2016 Major League Lacrosse Standings
| view; talk; edit; | W | L | PCT | GB | GF | 2ptGF | GA | 2ptGA |
| Ohio Machine | 8 | 6 | .571 | - | 209 | 7 | 183 | 5 |
| New York Lizards | 8 | 6 | .571 | - | 218 | 12 | 226 | 10 |
| Denver Outlaws | 8 | 6 | .571 | - | 201 | 7 | 206 | 9 |
| Charlotte Hounds | 8 | 6 | .571 | - | 190 | 7 | 187 | 5 |
| Boston Cannons | 8 | 6 | .571 | - | 179 | 11 | 183 | 3 |
| Rochester Rattlers | 8 | 6 | .571 | - | 205 | 2 | 167 | 9 |
| Chesapeake Bayhawks | 8 | 6 | .571 | - | 190 | 7 | 190 | 4 |
| Atlanta Blaze | 4 | 10 | .286 | 4 | 189 | 10 | 208 | 11 |
| Florida Launch | 3 | 11 | .214 | 5 | 168 | 6 | 199 | 10 |

==All Star Game==

The 2016 All Star Game took place in Orange County, California at Cal State Fullerton's Titan Stadium on July 9. In the first professional lacrosse game in Southern California since the Los Angeles Riptide left, Team Riptide narrowly defeated Team Rolling Thunder, 21–20 in front of 4,217 fans.
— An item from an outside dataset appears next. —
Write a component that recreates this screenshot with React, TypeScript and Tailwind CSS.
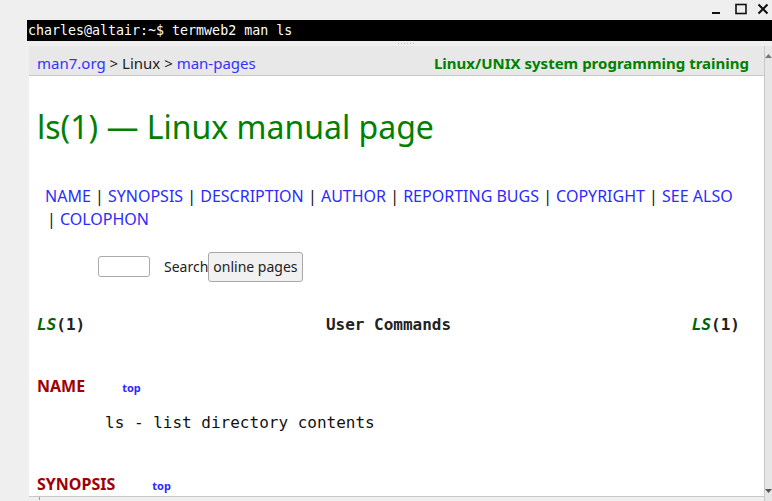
import React from "react";

const sans = { fontFamily: '"Noto Sans", "Open Sans", sans-serif' };
const mono = { fontFamily: '"DejaVu Sans Mono", "Liberation Mono", monospace' };

export default function App() {
  const links = ["NAME", "SYNOPSIS", "DESCRIPTION", "AUTHOR", "REPORTING BUGS", "COPYRIGHT", "SEE ALSO"];
  return (
    <div className="w-[772px] h-[501px] overflow-hidden bg-[#efefef] flex flex-col" style={sans}>
      {/* window controls */}
      <div className="h-[22px] flex justify-end items-start pt-[2px] pr-[3px]">
        <svg width="10" height="12" viewBox="0 0 10 12" className="mt-[1px]">
          <rect x="1" y="9" width="8" height="2" fill="#111" />
        </svg>
        <svg width="12" height="12" viewBox="0 0 12 12" className="mt-[1px] ml-[14px]">
          <rect x="1" y="1.5" width="10" height="9" fill="none" stroke="#111" strokeWidth="1.6" />
        </svg>
        <svg width="12" height="12" viewBox="0 0 12 12" className="mt-[1px] ml-[10px]">
          <path d="M1.5 1.5 L10.5 10.5 M10.5 1.5 L1.5 10.5" stroke="#111" strokeWidth="2" />
        </svg>
      </div>
      {/* terminal line */}
      <div className="h-[23px] ml-[27px] bg-black flex items-center pl-[1px]">
        <span className="text-white text-[13.3px] leading-none" style={mono}>charles@altair:~$ termweb2 man ls</span>
      </div>
      <div className="h-[5px] flex justify-center items-center">
        <div className="flex gap-[2px] ml-[40px]">
          {[0, 1, 2, 3, 4, 5].map((i) => (
            <div key={i} className="w-[1px] h-[1px] bg-[#bbb]" />
          ))}
        </div>
      </div>
      {/* browser */}
      <div className="flex-1 ml-[29px] flex">
        <div className="flex-1 flex flex-col border-r border-[#c8c8c8]">
          <div className="h-[30px] pt-[5px] bg-[#e8e8e8] border-b border-[#c8c8c8] flex items-center justify-between pl-[8px] pr-[15px] text-[15px]">
            <div>
              <span className="text-[#3333ff]">man7.org</span>
              <span className="text-[#222]"> &gt; Linux &gt; </span>
              <span className="text-[#3333ff]">man-pages</span>
            </div>
            <div className="font-bold text-[#008000]">Linux/UNIX system programming training</div>
          </div>
          <div className="flex-1 bg-white border-b border-[#c8c8c8] flex flex-col pl-[8px] pr-[24px]">
            <h1 className="mt-[29px] text-[32px] leading-[44px] text-[#008000]">ls(1) — Linux manual page</h1>
            <div className="mt-[36px] ml-[8px] text-[16px] leading-[23px] text-[#111]">
              {links.map((l, i) => (
                <React.Fragment key={l}>
                  {i > 0 && " | "}
                  <span className="text-[#2b2bff]">{l}</span>
                </React.Fragment>
              ))}
              <br />
              <span className="ml-[2px]">| </span>
              <span className="text-[#2b2bff]">COLOPHON</span>
            </div>
            <div className="mt-[21px] flex items-center h-[30px] ml-[61px] text-[14px] text-[#222]">
              <div className="w-[52px] h-[21px] border border-[#aaa] rounded-[3px] bg-white" />
              <span className="ml-[14px]">Search</span>
              <div className="h-[30px] px-[4px] border border-[#a8a8a8] rounded-[3px] bg-[#f1f1f1] flex items-center">online pages</div>
            </div>
            <div className="mt-[31px] flex justify-between items-center text-[16px] font-bold text-[#222]" style={mono}>
              <span><i className="text-[#006400]">LS</i>(1)</span>
              <span>User Commands</span>
              <span><i className="text-[#006400]">LS</i>(1)</span>
            </div>
            <div className="mt-[37px] flex items-baseline">
              <span className="text-[16px] font-bold text-[#a00000]">NAME</span>
              <span className="ml-[37px] text-[11px] font-bold text-[#2b2bff]">top</span>
            </div>
            <div className="mt-[13px] ml-[68px] text-[16px] text-[#111]" style={mono}>ls - list directory contents</div>
            <div className="mt-[37px] flex items-baseline">
              <span className="text-[16px] font-bold text-[#a00000]">SYNOPSIS</span>
              <span className="ml-[37px] text-[11px] font-bold text-[#2b2bff]">top</span>
            </div>
          </div>
          <div className="h-[4px] flex">
            <div className="ml-[10px] w-[1px] h-[3px] bg-[#999]" />
          </div>
        </div>
        <div className="w-[7px] bg-[#e6e6e6] flex flex-col justify-between items-center">
          <svg width="7" height="8" viewBox="0 0 7 8" className="mt-[6px]">
            <path d="M3.5 2 L7 6 L0 6 Z" fill="#777" />
          </svg>
          <svg width="7" height="8" viewBox="0 0 7 8" className="mb-[6px]">
            <path d="M0 2 L7 2 L3.5 6 Z" fill="#555" />
          </svg>
        </div>
      </div>
    </div>
  );
}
Goaltender for the Ohio Machine and Team Riptide, Scotty Rodgers, went onto win the MVP award.

==Playoffs==
On March 9, the league announced the two semifinals games would be held at separate neutral locations for the first time ever. One (Denver vs. New York) was held in Fairfield, Connecticut, and the other (Charlotte vs. Ohio) was held in Blaine, Minnesota. For the third straight year, the championship game was held at Fifth Third Bank Stadium in Atlanta.